### Given problem
Write out the listing below without alteration, omitting its pictures.

### Raw data
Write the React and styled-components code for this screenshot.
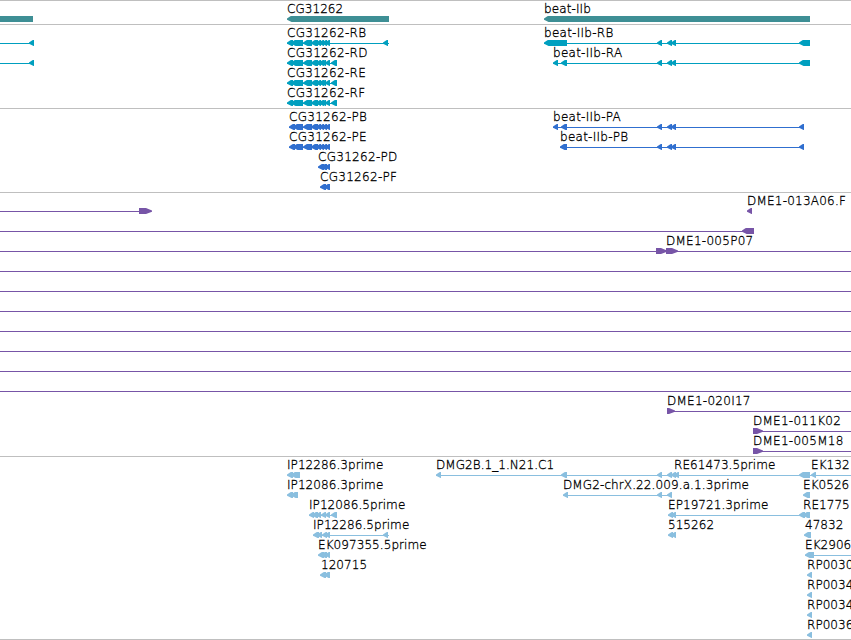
import styled, { createGlobalStyle } from "styled-components";

const GlobalStyle = createGlobalStyle`
  body {
    margin: 0;
    background: #fff;
    overflow: hidden;
  }
`;

const Browser = styled.main`
  width: 851px;
  height: 640px;
  overflow: hidden;
  border-bottom: 1px solid #bfbfbf;
  box-sizing: border-box;
`;

const Track = styled.section`
  padding: 1px 0 ${({ $last }) => ($last ? "1px" : "2px")};
  border-top: 1px solid #bfbfbf;
  color: ${({ $color }) => $color};
`;

const Row = styled.div`
  display: flex;
  flex-direction: column;
  height: 20px;
`;

const Labels = styled.div`
  position: relative;
  height: 14px;
`;

/* labels sit at the sequence position of their feature */
const Label = styled.span`
  position: absolute;
  left: ${({ $x }) => $x}px;
  top: 0;
  color: #000;
  font: 200 12px/14px "DejaVu Sans", sans-serif;
  letter-spacing: ${({ $spacing }) => $spacing}px;
  -webkit-text-stroke: 0.3px #000;
  white-space: nowrap;
`;

const Glyphs = styled.svg`
  display: block;
  width: 851px;
  height: 6px;
  fill: currentColor;
`;

const exonPoints = (start, end, dir) => {
  if (dir === ">") {
    return `${start},0 ${end - 6},0 ${end},2.4 ${end},3.8 ${end - 6},6 ${start},6`;
  }
  return `${end},0 ${start + 3.8},0 ${start},2.4 ${start},3.8 ${start + 4.6},6 ${end},6`;
};

// hyphenated names run a little wider than plain ones
const labelSpacing = (text) => {
  if (!text.includes("-")) return text.includes("prime") ? 0.07 : 0.05;
  return text.length > 8 ? 2.9 / text.length : 0.1;
};

const beatEnd = [[657, 662], [667, 672], [671, 676]];
const cgStart = [[287, 293], [291, 303], [303, 312]];
const cgMiddle = [[311, 318], [316, 321], [319, 324]];
const cgTail = [[322, 327], [325, 330]];
const rdExons = [...cgStart, ...cgMiddle, [321, 326], [325, 330], [331, 337]];
const pbExons = [[289, 295], [293, 303], [303, 312], ...cgMiddle, ...cgTail];
const pdExons = [[318, 324], [321, 327], [325, 330]];
const pfExons = [[320, 326], [324, 330]];

// row: labels [x, text], lines [start, end], exons [start, end, direction]
const tracks = [
  {
    name: "genes",
    color: "#3e8f95",
    rows: [
      {
        labels: [[287, "CG31262"], [544, "beat-IIb"]],
        exons: [[-10, 33], [287, 389], [544, 810]],
      },
    ],
  },
  {
    name: "transcripts",
    color: "#009fbf",
    rows: [
      {
        labels: [[287, "CG31262-RB"], [544, "beat-IIb-RB"]],
        lines: [[0, 34], [287, 389], [544, 810]],
        exons: [[29, 34], ...cgStart, ...cgMiddle, ...cgTail, [383, 388], [544, 567], ...beatEnd, [799, 810]],
      },
      {
        labels: [[287, "CG31262-RD"], [553, "beat-IIb-RA"]],
        lines: [[0, 34], [287, 337], [553, 810]],
        exons: [[29, 34], ...rdExons, [553, 558], [561, 567], ...beatEnd, [799, 810]],
      },
      { labels: [[287, "CG31262-RE"]], lines: [[287, 337]], exons: rdExons },
      { labels: [[287, "CG31262-RF"]], lines: [[287, 337]], exons: rdExons },
    ],
  },
  {
    name: "proteins",
    color: "#306fcf",
    rows: [
      {
        labels: [[289, "CG31262-PB"], [553, "beat-IIb-PA"]],
        lines: [[289, 330], [553, 804]],
        exons: [...pbExons, [553, 558], [561, 567], ...beatEnd, [799, 804]],
      },
      {
        labels: [[289, "CG31262-PE"], [560, "beat-IIb-PB"]],
        lines: [[289, 330], [560, 804]],
        exons: [...pbExons, [560, 567], ...beatEnd, [799, 804]],
      },
      { labels: [[318, "CG31262-PD"]], exons: pdExons },
      { labels: [[320, "CG31262-PF"]], exons: pfExons },
    ],
  },
  {
    name: "insertions",
    color: "#7755a7",
    rows: [
      {
        labels: [[747, "DME1-013A06.F"]],
        lines: [[0, 151]],
        exons: [[139, 152, ">"], [747, 752]],
      },
      { lines: [[0, 754]], exons: [[742, 754]] },
      {
        labels: [[666, "DME1-005P07"]],
        lines: [[0, 851]],
        exons: [[656, 667, ">"], [666, 678, ">"]],
      },
      ...Array.from({ length: 7 }, () => ({ lines: [[0, 851]] })),
      { labels: [[667, "DME1-020I17"]], lines: [[667, 851]], exons: [[667, 675, ">"]] },
      { labels: [[753, "DME1-011K02"]], lines: [[753, 851]], exons: [[753, 763, ">"]] },
      { labels: [[753, "DME1-005M18"]], lines: [[753, 851]], exons: [[753, 763, ">"]] },
    ],
  },
  {
    name: "ests",
    color: "#8abfdf",
    rows: [
      {
        labels: [[287, "IP12286.3prime"], [436, "DMG2B.1_1.N21.C1"], [674, "RE61473.5prime"], [811, "EK132"]],
        lines: [[436, 851]],
        exons: [[287, 293], [291, 300], [436, 441], [561, 567], ...beatEnd, [674, 679], [799, 810], [811, 816]],
      },
      {
        labels: [[287, "IP12086.3prime"], [563, "DMG2-chrX.22.009.a.1.3prime"], [803, "EK0526"]],
        lines: [[563, 672]],
        exons: [[287, 293], [291, 298], [563, 568], [657, 662], [667, 672], [803, 810]],
      },
      {
        labels: [[309, "IP12086.5prime"], [668, "EP19721.3prime"], [803, "RE1775"]],
        lines: [[309, 337], [668, 810]],
        exons: [[309, 314], [312, 318], [316, 321], [321, 326], [325, 330], [331, 337], [668, 673], [671, 676], [799, 805], [803, 810]],
      },
      {
        labels: [[313, "IP12286.5prime"], [668, "515262"], [805, "47832"]],
        lines: [[313, 389]],
        exons: [[313, 319], [317, 322], ...cgTail, [383, 388], [668, 673], [671, 676], [804, 811]],
      },
      {
        labels: [[318, "EK097355.5prime"], [805, "EK2906"]],
        lines: [[805, 851]],
        exons: [...pdExons, [805, 814]],
      },
      { labels: [[321, "120715"], [807, "RP0030"]], exons: [...pfExons, [807, 812]] },
      { labels: [[807, "RP0034"]], exons: [[807, 812]] },
      { labels: [[807, "RP0034"]], exons: [[807, 812]] },
      { labels: [[807, "RP0036"]], exons: [[807, 812]] },
    ],
  },
];

const FeatureRow = ({ labels = [], lines = [], exons = [] }) => (
  <Row>
    <Labels>
      {labels.map(([x, text]) => (
        <Label key={x} $x={x} $spacing={labelSpacing(text)}>
          {text}
        </Label>
      ))}
    </Labels>
    <Glyphs viewBox="0 0 851 6">
      {lines.map(([start, end]) => (
        <rect key={start} x={start} y="3" width={end - start} height="1" />
      ))}
      {exons.map(([start, end, dir]) => (
        <polygon key={start} points={exonPoints(start, end, dir)} />
      ))}
    </Glyphs>
  </Row>
);

const App = () => {
  return (
    <>
      <GlobalStyle />
      <Browser>
        {tracks.map(({ name, color, rows }, index) => (
          <Track key={name} $color={color} $last={index === tracks.length - 1}>
            {rows.map((row, i) => (
              <FeatureRow key={i} {...row} />
            ))}
          </Track>
        ))}
      </Browser>
    </>
  );
};

export default App;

### The result
Write the React and styled-components code for this screenshot.
import styled, { createGlobalStyle } from "styled-components";

const GlobalStyle = createGlobalStyle`
  body {
    margin: 0;
    background: #fff;
    overflow: hidden;
  }
`;

const Browser = styled.main`
  width: 851px;
  height: 640px;
  overflow: hidden;
  border-bottom: 1px solid #bfbfbf;
  box-sizing: border-box;
`;

const Track = styled.section`
  padding: 1px 0 ${({ $last }) => ($last ? "1px" : "2px")};
  border-top: 1px solid #bfbfbf;
  color: ${({ $color }) => $color};
`;

const Row = styled.div`
  display: flex;
  flex-direction: column;
  height: 20px;
`;

const Labels = styled.div`
  position: relative;
  height: 14px;
`;

/* labels sit at the sequence position of their feature */
const Label = styled.span`
  position: absolute;
  left: ${({ $x }) => $x}px;
  top: 0;
  color: #000;
  font: 200 12px/14px "DejaVu Sans", sans-serif;
  letter-spacing: ${({ $spacing }) => $spacing}px;
  -webkit-text-stroke: 0.3px #000;
  white-space: nowrap;
`;

const Glyphs = styled.svg`
  display: block;
  width: 851px;
  height: 6px;
  fill: currentColor;
`;

const exonPoints = (start, end, dir) => {
  if (dir === ">") {
    return `${start},0 ${end - 6},0 ${end},2.4 ${end},3.8 ${end - 6},6 ${start},6`;
  }
  return `${end},0 ${start + 3.8},0 ${start},2.4 ${start},3.8 ${start + 4.6},6 ${end},6`;
};

// hyphenated names run a little wider than plain ones
const labelSpacing = (text) => {
  if (!text.includes("-")) return text.includes("prime") ? 0.07 : 0.05;
  return text.length > 8 ? 2.9 / text.length : 0.1;
};

const beatEnd = [[657, 662], [667, 672], [671, 676]];
const cgStart = [[287, 293], [291, 303], [303, 312]];
const cgMiddle = [[311, 318], [316, 321], [319, 324]];
const cgTail = [[322, 327], [325, 330]];
const rdExons = [...cgStart, ...cgMiddle, [321, 326], [325, 330], [331, 337]];
const pbExons = [[289, 295], [293, 303], [303, 312], ...cgMiddle, ...cgTail];
const pdExons = [[318, 324], [321, 327], [325, 330]];
const pfExons = [[320, 326], [324, 330]];

// row: labels [x, text], lines [start, end], exons [start, end, direction]
const tracks = [
  {
    name: "genes",
    color: "#3e8f95",
    rows: [
      {
        labels: [[287, "CG31262"], [544, "beat-IIb"]],
        exons: [[-10, 33], [287, 389], [544, 810]],
      },
    ],
  },
  {
    name: "transcripts",
    color: "#009fbf",
    rows: [
      {
        labels: [[287, "CG31262-RB"], [544, "beat-IIb-RB"]],
        lines: [[0, 34], [287, 389], [544, 810]],
        exons: [[29, 34], ...cgStart, ...cgMiddle, ...cgTail, [383, 388], [544, 567], ...beatEnd, [799, 810]],
      },
      {
        labels: [[287, "CG31262-RD"], [553, "beat-IIb-RA"]],
        lines: [[0, 34], [287, 337], [553, 810]],
        exons: [[29, 34], ...rdExons, [553, 558], [561, 567], ...beatEnd, [799, 810]],
      },
      { labels: [[287, "CG31262-RE"]], lines: [[287, 337]], exons: rdExons },
      { labels: [[287, "CG31262-RF"]], lines: [[287, 337]], exons: rdExons },
    ],
  },
  {
    name: "proteins",
    color: "#306fcf",
    rows: [
      {
        labels: [[289, "CG31262-PB"], [553, "beat-IIb-PA"]],
        lines: [[289, 330], [553, 804]],
        exons: [...pbExons, [553, 558], [561, 567], ...beatEnd, [799, 804]],
      },
      {
        labels: [[289, "CG31262-PE"], [560, "beat-IIb-PB"]],
        lines: [[289, 330], [560, 804]],
        exons: [...pbExons, [560, 567], ...beatEnd, [799, 804]],
      },
      { labels: [[318, "CG31262-PD"]], exons: pdExons },
      { labels: [[320, "CG31262-PF"]], exons: pfExons },
    ],
  },
  {
    name: "insertions",
    color: "#7755a7",
    rows: [
      {
        labels: [[747, "DME1-013A06.F"]],
        lines: [[0, 151]],
        exons: [[139, 152, ">"], [747, 752]],
      },
      { lines: [[0, 754]], exons: [[742, 754]] },
      {
        labels: [[666, "DME1-005P07"]],
        lines: [[0, 851]],
        exons: [[656, 667, ">"], [666, 678, ">"]],
      },
      ...Array.from({ length: 7 }, () => ({ lines: [[0, 851]] })),
      { labels: [[667, "DME1-020I17"]], lines: [[667, 851]], exons: [[667, 675, ">"]] },
      { labels: [[753, "DME1-011K02"]], lines: [[753, 851]], exons: [[753, 763, ">"]] },
      { labels: [[753, "DME1-005M18"]], lines: [[753, 851]], exons: [[753, 763, ">"]] },
    ],
  },
  {
    name: "ests",
    color: "#8abfdf",
    rows: [
      {
        labels: [[287, "IP12286.3prime"], [436, "DMG2B.1_1.N21.C1"], [674, "RE61473.5prime"], [811, "EK132"]],
        lines: [[436, 851]],
        exons: [[287, 293], [291, 300], [436, 441], [561, 567], ...beatEnd, [674, 679], [799, 810], [811, 816]],
      },
      {
        labels: [[287, "IP12086.3prime"], [563, "DMG2-chrX.22.009.a.1.3prime"], [803, "EK0526"]],
        lines: [[563, 672]],
        exons: [[287, 293], [291, 298], [563, 568], [657, 662], [667, 672], [803, 810]],
      },
      {
        labels: [[309, "IP12086.5prime"], [668, "EP19721.3prime"], [803, "RE1775"]],
        lines: [[309, 337], [668, 810]],
        exons: [[309, 314], [312, 318], [316, 321], [321, 326], [325, 330], [331, 337], [668, 673], [671, 676], [799, 805], [803, 810]],
      },
      {
        labels: [[313, "IP12286.5prime"], [668, "515262"], [805, "47832"]],
        lines: [[313, 389]],
        exons: [[313, 319], [317, 322], ...cgTail, [383, 388], [668, 673], [671, 676], [804, 811]],
      },
      {
        labels: [[318, "EK097355.5prime"], [805, "EK2906"]],
        lines: [[805, 851]],
        exons: [...pdExons, [805, 814]],
      },
      { labels: [[321, "120715"], [807, "RP0030"]], exons: [...pfExons, [807, 812]] },
      { labels: [[807, "RP0034"]], exons: [[807, 812]] },
      { labels: [[807, "RP0034"]], exons: [[807, 812]] },
      { labels: [[807, "RP0036"]], exons: [[807, 812]] },
    ],
  },
];

const FeatureRow = ({ labels = [], lines = [], exons = [] }) => (
  <Row>
    <Labels>
      {labels.map(([x, text]) => (
        <Label key={x} $x={x} $spacing={labelSpacing(text)}>
          {text}
        </Label>
      ))}
    </Labels>
    <Glyphs viewBox="0 0 851 6">
      {lines.map(([start, end]) => (
        <rect key={start} x={start} y="3" width={end - start} height="1" />
      ))}
      {exons.map(([start, end, dir]) => (
        <polygon key={start} points={exonPoints(start, end, dir)} />
      ))}
    </Glyphs>
  </Row>
);

const App = () => {
  return (
    <>
      <GlobalStyle />
      <Browser>
        {tracks.map(({ name, color, rows }, index) => (
          <Track key={name} $color={color} $last={index === tracks.length - 1}>
            {rows.map((row, i) => (
              <FeatureRow key={i} {...row} />
            ))}
          </Track>
        ))}
      </Browser>
    </>
  );
};

export default App;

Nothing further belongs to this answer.